On one side, you’ve got the AI play—Alphabet just ripped 34% in April alone because it’s building custom data center chips to take a swing at Nvidia’s grip on the GPU market. That’s the kind of move that makes headline traders salivate. On the other side, you’ve got consumer discretionary stocks that have clawed back 7.5% over six months, matching the S&P 500, which tells you everything you need to know: they’re treading water while the market overall gets carried by a handful of mega-cap winners.
Meanwhile, geopolitical shocks are reminding us that oil shocks still matter. Iran takes shots at the UAE, the U.S. sinks Iranian boats in the Strait of Hormuz, and suddenly indices are falling and oil’s ripping higher. Australia’s hiking rates again and warning that inflation will stay elevated because of Middle East tensions driving fuel and commodity prices. That’s not noise. That’s structural.
The gap between what’s working and what isn’t has become a chasm.
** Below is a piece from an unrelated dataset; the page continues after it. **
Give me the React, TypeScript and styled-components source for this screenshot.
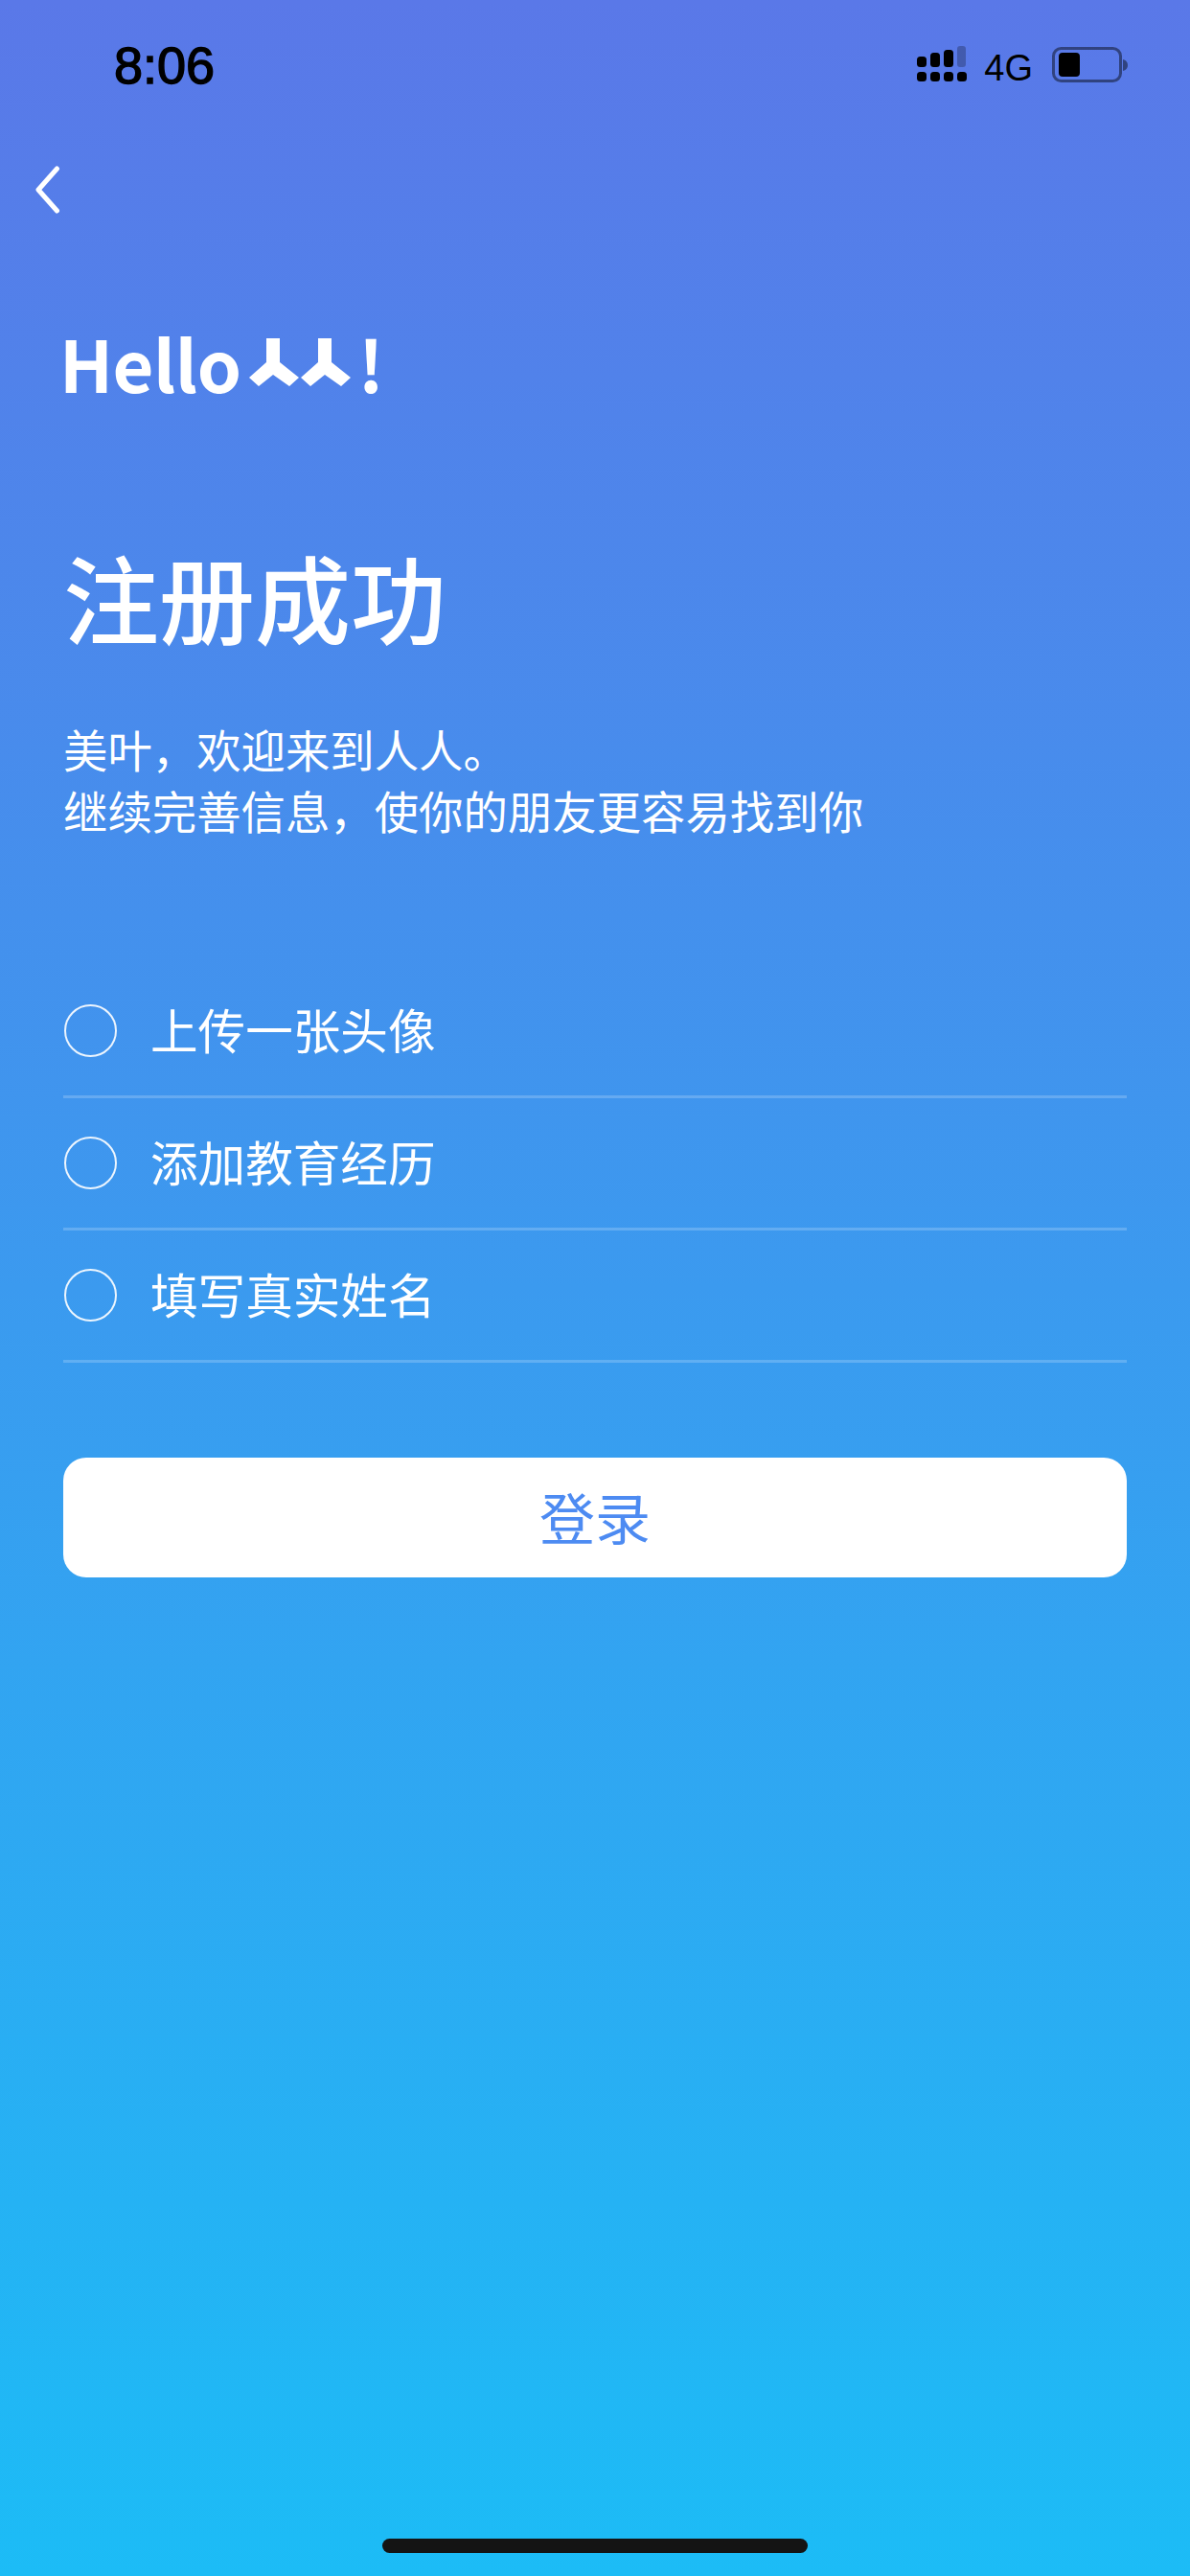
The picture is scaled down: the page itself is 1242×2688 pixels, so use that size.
import React from "react";
import styled, { createGlobalStyle } from "styled-components";

const Global = createGlobalStyle`
  html, body { margin: 0; padding: 0; }
  body { font-family: "Noto Sans CJK SC", "Noto Sans", sans-serif; }
`;

const Screen = styled.div`
  position: relative;
  width: 1242px;
  height: 2688px;
  overflow: hidden;
  background: linear-gradient(180deg, #5a78e8 0%, #1cbcf6 100%);
  color: #fff;
  padding: 0 66px;
  box-sizing: border-box;
`;

const StatusBar = styled.div`
  height: 136px;
  margin: 0 -66px;
  padding: 40px 64px 0 119px;
  box-sizing: border-box;
  display: flex;
  align-items: flex-start;
  justify-content: space-between;
  color: #000;
  font-family: "Liberation Sans", Arial, sans-serif;
`;

const Time = styled.div`
  font-size: 54px;
  line-height: 56px;
  -webkit-text-stroke: 1.4px #000;
`;

const StatusRight = styled.div`
  display: flex;
  align-items: center;
  height: 46px;
  margin-top: 5px;
`;

const Network = styled.span`
  font-size: 38px;
  line-height: 46px;
  margin: 6px 20px 0 18px;
`;

const SignalSvg = styled.svg`
  margin-top: -2px;
`;

const BackButton = styled.div`
  height: 60px;
  margin: 37px 0 0 -32px;
`;

const LogoRow = styled.div`
  display: flex;
  align-items: center;
  height: 80px;
  margin: 105px 0 0 -4px;
  font-weight: 700;
  font-size: 74px;
  line-height: 80px;
  letter-spacing: -0.5px;
`;

const MarkSvg = styled.svg`
  margin: 0 7px 0 9px;
`;

const Title = styled.h1`
  margin: 144px 0 0 0;
  font-size: 100px;
  line-height: 120px;
  font-weight: 500;
`;

const Intro = styled.p`
  margin: 67px 0 0;
  font-size: 46.4px;
  line-height: 64px;
  font-weight: 400;
`;

const List = styled.div`
  margin-top: 131px;
`;

const Row = styled.div`
  display: flex;
  align-items: center;
  height: 135px;
  border-bottom: 3px solid rgba(255, 255, 255, 0.2);
  font-size: 49.6px;
  font-weight: 400;
`;

const Circle = styled.span`
  width: 55px;
  height: 55px;
  border: 2px solid rgba(255, 255, 255, 0.9);
  border-radius: 50%;
  box-sizing: border-box;
  margin: 0 35px 0 1px;
  flex: none;
`;

const RowLabel = styled.span`
  margin-bottom: 6px;
`;

const LoginButton = styled.div`
  margin-top: 99px;
  width: 1110px;
  height: 125px;
  border-radius: 24px;
  background: #fff;
  color: #4d8bf2;
  font-size: 58px;
  font-weight: 400;
  display: flex;
  align-items: center;
  justify-content: center;
`;

const LoginLabel = styled.span`
  margin-bottom: 4px;
`;

const HomeIndicator = styled.div`
  position: absolute;
  left: 399px;
  top: 2649px;
  width: 444px;
  height: 15px;
  border-radius: 8px;
  background: #141414;
`;

const SignalIcon = () => (
  <SignalSvg width="52" height="38" viewBox="0 0 52 38">
    <rect x="0" y="11" width="10" height="11" rx="3.5" fill="#000" />
    <rect x="14" y="7" width="10" height="15" rx="3.5" fill="#000" />
    <rect x="28" y="4" width="10" height="18" rx="3.5" fill="#000" />
    <rect x="42" y="0" width="9" height="22" rx="3" fill="#000" opacity="0.25" />
    <rect x="0" y="27" width="10" height="10" rx="3.5" fill="#000" />
    <rect x="14" y="27" width="10" height="10" rx="3.5" fill="#000" />
    <rect x="28" y="27" width="10" height="10" rx="3.5" fill="#000" />
    <rect x="42" y="27" width="10" height="10" rx="3.5" fill="#000" />
  </SignalSvg>
);

const BatteryIcon = () => (
  <svg width="80" height="38" viewBox="0 0 80 38">
    <rect x="1.5" y="1.5" width="70" height="34" rx="8" fill="none" stroke="#000" strokeOpacity="0.45" strokeWidth="3" />
    <rect x="7" y="6" width="22" height="25" rx="4" fill="#000" />
    <path d="M74 13 C78 14 79 17 79 19 C79 21 78 24 74 25 Z" fill="#000" fillOpacity="0.45" />
  </svg>
);

const BackIcon = () => (
  <svg width="30" height="50" viewBox="0 0 30 50">
    <path d="M25.5 3 L6 25 L25.5 47" fill="none" stroke="#fff" strokeWidth="5" strokeLinecap="round" strokeLinejoin="round" />
  </svg>
);

const RenrenMark = () => (
  <MarkSvg width="106" height="50" viewBox="0 0 106 50">
    <path d="M18 0 H32 V25 L52 41 L42 50 L25 38 L10 50 L0 41 L18 25 Z" fill="#fff" />
    <path d="M72 0 H86 V25 L106 41 L96 50 L79 38 L64 50 L54 41 L72 25 Z" fill="#fff" />
  </MarkSvg>
);

const items = ["上传一张头像", "添加教育经历", "填写真实姓名"];

export default function App() {
  return (
    <Screen>
      <Global />
      <StatusBar>
        <Time>8:06</Time>
        <StatusRight>
          <SignalIcon />
          <Network>4G</Network>
          <BatteryIcon />
        </StatusRight>
      </StatusBar>
      <BackButton><BackIcon /></BackButton>
      <LogoRow>
        Hello
        <RenrenMark />
        !
      </LogoRow>
      <Title>注册成功</Title>
      <Intro>
        美叶，欢迎来到人人。
        <br />
        继续完善信息，使你的朋友更容易找到你
      </Intro>
      <List>
        {items.map((t) => (
          <Row key={t}>
            <Circle />
            <RowLabel>{t}</RowLabel>
          </Row>
        ))}
      </List>
      <LoginButton><LoginLabel>登录</LoginLabel></LoginButton>
      <HomeIndicator />
    </Screen>
  );
}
And I think we’re about to see it widen even more.
Photo by Arturo Añez. / Pexels
When Six Months Equals Nowhere
Let’s talk about the consumer discretionary stack for a second, because it’s the canary in the coal mine that nobody’s paying attention to.
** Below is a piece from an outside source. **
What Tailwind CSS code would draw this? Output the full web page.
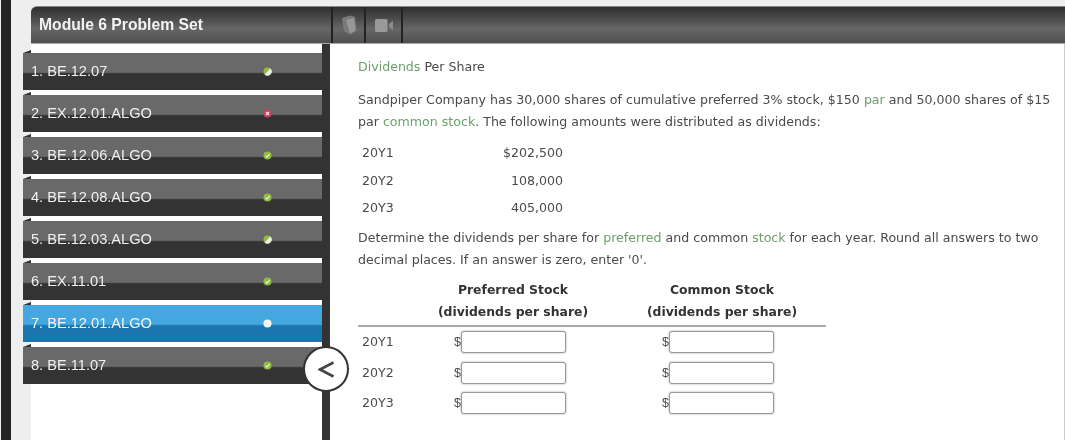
<!DOCTYPE html>
<html lang="en">
<head>
  <meta charset="UTF-8" />
  <title>Module 6 Problem Set</title>
  <script src="https://cdn.jsdelivr.net/npm/@tailwindcss/browser@4"></script>
</head>
<body class="m-0 overflow-hidden bg-[#eee]">
<div class="flex h-[440px] w-[1065px] overflow-hidden bg-[#eee] font-['Liberation_Sans',sans-serif] blur-[0.5px]">
  <!-- page edge -->
  <div class="ml-px h-full w-[10px] shrink-0 bg-[#242424]"></div>

  <div class="ml-[20px] flex min-w-0 flex-1 flex-col pt-[6px]">
    <!-- Title bar -->
    <header class="flex h-[38px] shrink-0 items-stretch rounded-tl-[6px] border-t border-b border-t-[#888] border-b-[#aaa] bg-gradient-to-b from-[#2e2e2e] via-[#666] via-60% to-[#505050]">
      <h1 class="flex w-[300px] items-center pl-[8px] text-[15.7px] font-bold text-[#f2f2f2]">Module 6 Problem Set</h1>
      <div class="flex w-[33px] items-center justify-center border-l-2 border-[#222]">
        <svg width="16" height="20" viewBox="0 0 16 20"><path d="M1 3 L9 0.5 L14 2 L15.5 16 L9 19.5 L3 16 Z" fill="#7a7a7a"/><path d="M5 5 L13 3 L14.5 15.5 L9 18.5 Z" fill="#989898"/></svg>
      </div>
      <div class="flex w-[37px] items-center justify-center border-l-2 border-[#222]">
        <svg width="18" height="13" viewBox="0 0 18 13"><rect x="0" y="0" width="12.5" height="13" rx="1.5" fill="#999"/><path d="M14 5 L18 1.5 V11.5 L14 8 Z" fill="#8a8a8a"/></svg>
      </div>
      <div class="flex-1 border-l-2 border-[#222]"></div>
    </header>

    <div class="flex min-h-0 flex-1">
      <!-- Problem list -->
      <nav class="relative flex w-[291px] shrink-0 flex-col gap-[5px] bg-white pt-[9px]">
        <a class="relative -ml-[8px] flex h-[37px] items-center justify-between bg-[linear-gradient(#696969_0,#696969_52%,#333_56%,#333_100%)] pl-[8px] text-[14.6px] text-[#f0f0f0] before:absolute before:-top-[3px] before:left-0 before:border-b-[3px] before:border-l-[8px] before:border-b-[#333] before:border-l-transparent before:content-['']">
          <span class="pt-px">1. BE.12.07</span>
          <svg class="mr-[50px]" width="9" height="9" viewBox="0 0 10 10"><circle cx="5" cy="5" r="4.5" fill="#8fbc3f"/><path d="M8.2 1.8 A4.5 4.5 0 0 1 1.8 8.2 Z" fill="#eee"/></svg>
        </a>
        <a class="relative -ml-[8px] flex h-[37px] items-center justify-between bg-[linear-gradient(#696969_0,#696969_52%,#333_56%,#333_100%)] pl-[8px] text-[14.6px] text-[#f0f0f0] before:absolute before:-top-[3px] before:left-0 before:border-b-[3px] before:border-l-[8px] before:border-b-[#333] before:border-l-transparent before:content-['']">
          <span class="pt-px">2. EX.12.01.ALGO</span>
          <svg class="mr-[50px]" width="9" height="9" viewBox="0 0 10 10"><circle cx="5" cy="5" r="4.5" fill="#c9405f"/><path d="M3.3 3.3 L6.7 6.7 M6.7 3.3 L3.3 6.7" stroke="#f6dbe1" stroke-width="1.4"/></svg>
        </a>
        <a class="relative -ml-[8px] flex h-[37px] items-center justify-between bg-[linear-gradient(#696969_0,#696969_52%,#333_56%,#333_100%)] pl-[8px] text-[14.6px] text-[#f0f0f0] before:absolute before:-top-[3px] before:left-0 before:border-b-[3px] before:border-l-[8px] before:border-b-[#333] before:border-l-transparent before:content-['']">
          <span class="pt-px">3. BE.12.06.ALGO</span>
          <svg class="mr-[50px]" width="9" height="9" viewBox="0 0 10 10"><circle cx="5" cy="5" r="4.5" fill="#8fbc3f"/><path d="M2.8 5.2 L4.4 6.8 L7.4 3.4" fill="none" stroke="#eef5dc" stroke-width="1.3"/></svg>
        </a>
        <a class="relative -ml-[8px] flex h-[37px] items-center justify-between bg-[linear-gradient(#696969_0,#696969_52%,#333_56%,#333_100%)] pl-[8px] text-[14.6px] text-[#f0f0f0] before:absolute before:-top-[3px] before:left-0 before:border-b-[3px] before:border-l-[8px] before:border-b-[#333] before:border-l-transparent before:content-['']">
          <span class="pt-px">4. BE.12.08.ALGO</span>
          <svg class="mr-[50px]" width="9" height="9" viewBox="0 0 10 10"><circle cx="5" cy="5" r="4.5" fill="#8fbc3f"/><path d="M2.8 5.2 L4.4 6.8 L7.4 3.4" fill="none" stroke="#eef5dc" stroke-width="1.3"/></svg>
        </a>
        <a class="relative -ml-[8px] flex h-[37px] items-center justify-between bg-[linear-gradient(#696969_0,#696969_52%,#333_56%,#333_100%)] pl-[8px] text-[14.6px] text-[#f0f0f0] before:absolute before:-top-[3px] before:left-0 before:border-b-[3px] before:border-l-[8px] before:border-b-[#333] before:border-l-transparent before:content-['']">
          <span class="pt-px">5. BE.12.03.ALGO</span>
          <svg class="mr-[50px]" width="9" height="9" viewBox="0 0 10 10"><circle cx="5" cy="5" r="4.5" fill="#8fbc3f"/><path d="M8.2 1.8 A4.5 4.5 0 0 1 1.8 8.2 Z" fill="#eee"/></svg>
        </a>
        <a class="relative -ml-[8px] flex h-[37px] items-center justify-between bg-[linear-gradient(#696969_0,#696969_52%,#333_56%,#333_100%)] pl-[8px] text-[14.6px] text-[#f0f0f0] before:absolute before:-top-[3px] before:left-0 before:border-b-[3px] before:border-l-[8px] before:border-b-[#333] before:border-l-transparent before:content-['']">
          <span class="pt-px">6. EX.11.01</span>
          <svg class="mr-[50px]" width="9" height="9" viewBox="0 0 10 10"><circle cx="5" cy="5" r="4.5" fill="#8fbc3f"/><path d="M2.8 5.2 L4.4 6.8 L7.4 3.4" fill="none" stroke="#eef5dc" stroke-width="1.3"/></svg>
        </a>
        <a class="relative -ml-[8px] flex h-[37px] items-center justify-between bg-[linear-gradient(#45a7df_0,#45a7df_52%,#1a76ae_56%,#1a76ae_100%)] pl-[8px] text-[14.6px] text-[#f4f4f4] before:absolute before:-top-[3px] before:left-0 before:border-b-[3px] before:border-l-[8px] before:border-b-[#333] before:border-l-transparent before:content-['']">
          <span class="pt-px">7. BE.12.01.ALGO</span>
          <svg class="mr-[50px]" width="9" height="9" viewBox="0 0 10 10"><circle cx="5" cy="5" r="4.5" fill="#f4f4f4"/></svg>
        </a>
        <a class="relative -ml-[8px] flex h-[37px] items-center justify-between bg-[linear-gradient(#696969_0,#696969_52%,#333_56%,#333_100%)] pl-[8px] text-[14.6px] text-[#f0f0f0] before:absolute before:-top-[3px] before:left-0 before:border-b-[3px] before:border-l-[8px] before:border-b-[#333] before:border-l-transparent before:content-['']">
          <span class="pt-px">8. BE.11.07</span>
          <svg class="mr-[50px]" width="9" height="9" viewBox="0 0 10 10"><circle cx="5" cy="5" r="4.5" fill="#8fbc3f"/><path d="M2.8 5.2 L4.4 6.8 L7.4 3.4" fill="none" stroke="#eef5dc" stroke-width="1.3"/></svg>
        </a>
      </nav>

      <div class="w-[8px] shrink-0 bg-[#333]"></div>

      <!-- Problem text -->
      <main class="min-w-0 flex-1 border-r border-[#ccc] bg-white pt-[12px] pl-[28px] font-['DejaVu_Sans',sans-serif] text-[12.6px] leading-[22px] text-[#4a4a4a]">
        <p><span class="text-[#6d9f6d]">Dividends</span> Per Share</p>
        <p class="mt-[11px] whitespace-nowrap">Sandpiper Company has 30,000 shares of cumulative preferred 3% stock, $150 <span class="text-[#6d9f6d]">par</span> and 50,000 shares of $15<br />par <span class="text-[#6d9f6d]">common stock</span>. The following amounts were distributed as dividends:</p>

        <div class="mt-[5px] grid w-[205px] translate-y-px grid-cols-[80px_121px] pl-[4px] leading-[27.7px]">
          <span>20Y1</span><span class="text-right">$202,500</span>
          <span>20Y2</span><span class="text-right">108,000</span>
          <span>20Y3</span><span class="text-right">405,000</span>
        </div>

        <p class="mt-[6px] whitespace-nowrap">Determine the dividends per share for <span class="text-[#6d9f6d]">preferred</span> and common <span class="text-[#6d9f6d]">stock</span> for each year. Round all answers to two<br />decimal places. If an answer is zero, enter '0'.</p>

        <div class="mt-[8px] grid w-[468px] grid-cols-[79px_209px_180px]">
          <div></div>
          <div class="w-[152px] text-center text-[12.4px] font-bold text-[#333]">Preferred Stock<br />(dividends per share)</div>
          <div class="w-[152px] text-center text-[12.4px] font-bold text-[#333]">Common Stock<br />(dividends per share)</div>
          <div class="col-span-3 mt-[2px] h-[2px] bg-[#aaa]"></div>

          <div class="flex h-[30.5px] items-center pl-[4px]">20Y1</div>
          <div class="flex h-[30.5px] items-center pl-[17px]"><span class="w-[7px] font-['Liberation_Sans',sans-serif]">$</span><input type="text" class="h-[22px] w-[105px] rounded-[3px] border border-[#999] bg-white shadow-[0_0_2px_#999]" /></div>
          <div class="flex h-[30.5px] items-center pl-[16px]"><span class="w-[7px] font-['Liberation_Sans',sans-serif]">$</span><input type="text" class="h-[22px] w-[105px] rounded-[3px] border border-[#999] bg-white shadow-[0_0_2px_#999]" /></div>

          <div class="flex h-[30.5px] items-center pl-[4px]">20Y2</div>
          <div class="flex h-[30.5px] items-center pl-[17px]"><span class="w-[7px] font-['Liberation_Sans',sans-serif]">$</span><input type="text" class="h-[22px] w-[105px] rounded-[3px] border border-[#999] bg-white shadow-[0_0_2px_#999]" /></div>
          <div class="flex h-[30.5px] items-center pl-[16px]"><span class="w-[7px] font-['Liberation_Sans',sans-serif]">$</span><input type="text" class="h-[22px] w-[105px] rounded-[3px] border border-[#999] bg-white shadow-[0_0_2px_#999]" /></div>

          <div class="flex h-[30.5px] items-center pl-[4px]">20Y3</div>
          <div class="flex h-[30.5px] items-center pl-[17px]"><span class="w-[7px] font-['Liberation_Sans',sans-serif]">$</span><input type="text" class="h-[22px] w-[105px] rounded-[3px] border border-[#999] bg-white shadow-[0_0_2px_#999]" /></div>
          <div class="flex h-[30.5px] items-center pl-[16px]"><span class="w-[7px] font-['Liberation_Sans',sans-serif]">$</span><input type="text" class="h-[22px] w-[105px] rounded-[3px] border border-[#999] bg-white shadow-[0_0_2px_#999]" /></div>
        </div>
      </main>
    </div>
  </div>

  <!-- collapse toggle sits over the divider -->
  <button class="absolute top-[346px] left-[303px] flex h-[46px] w-[46px] items-center justify-center rounded-full border-2 border-[#333] bg-white">
    <svg width="17" height="17" viewBox="0 0 17 17"><path d="M15.5 1.5 L2 8.5 L15.5 15.5" fill="none" stroke="#444" stroke-width="2.6"/></svg>
  </button>
</div>
</body>
</html>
These businesses live or die on macroeconomic conditions. They’re not defensive. They’re not immune to recessions. When consumer confidence drops or rates stay sticky, discretionary spending gets slashed. And over the past six months, they’ve returned 7.5%—identical to the S&P 500.
Think about that. You’ve taken on consumer-specific risk and macro sensitivity for index returns. That’s a bad trade.
The headlines specifically note that “demand trends have worked in their favor,” but that’s doing a lot of heavy lifting. Demand trends are working in everyone’s favor right now because we’re still in the sweet spot where the economy hasn’t rolled over yet, but the Fed might finally be about to ease. That window doesn’t last forever. And when it closes, consumer discretionary gets hit first and hardest.
What’s worse is the broader point buried in the headlines: the S&P 500 “includes industry leaders, not every stock in the index is a winner.” Some are “weighed down by poor execution, weak financials, or structural headwinds.” Translation: there’s plenty of garbage hiding inside that index, and it’s not being marked down. That’s irrational, and it won’t last.
Photo by Markus Spiske / Pexels
The AI Chip Wars Are Real—And It’s About More Than GPUs
Here’s where things get interesting. Alphabet jumped 34% in April, and the catalyst was crystal clear: it’s going to sell custom AI chips. This isn’t theoretical anymore. This is a real company with real resources and real distribution channels saying, “We’re coming for Nvidia’s business.”
My read on this: it’s the most significant threat to Nvidia’s duopoly we’ve seen. Not because Alphabet’s chips will be better—they won’t be, at least not immediately. But because Alphabet has something Nvidia doesn’t have at scale: its own captive demand. Google’s data centers are enormous. If Alphabet can build chips that work for 80% of its own use cases, it saves billions in capex and instantly reduces Nvidia’s addressable market.
Nvidia’s never had to compete on price and performance simultaneously against a customer with unlimited patience and deep pockets. This changes things.
That said—and I want to be honest here—I don’t know if Alphabet’s execution will be clean. They’ve stumbled on hardware plays before. This could take two years or five years to matter. But the fact that it’s happening at all is a tectonic shift that the market’s treating as a one-day pop, which feels naive.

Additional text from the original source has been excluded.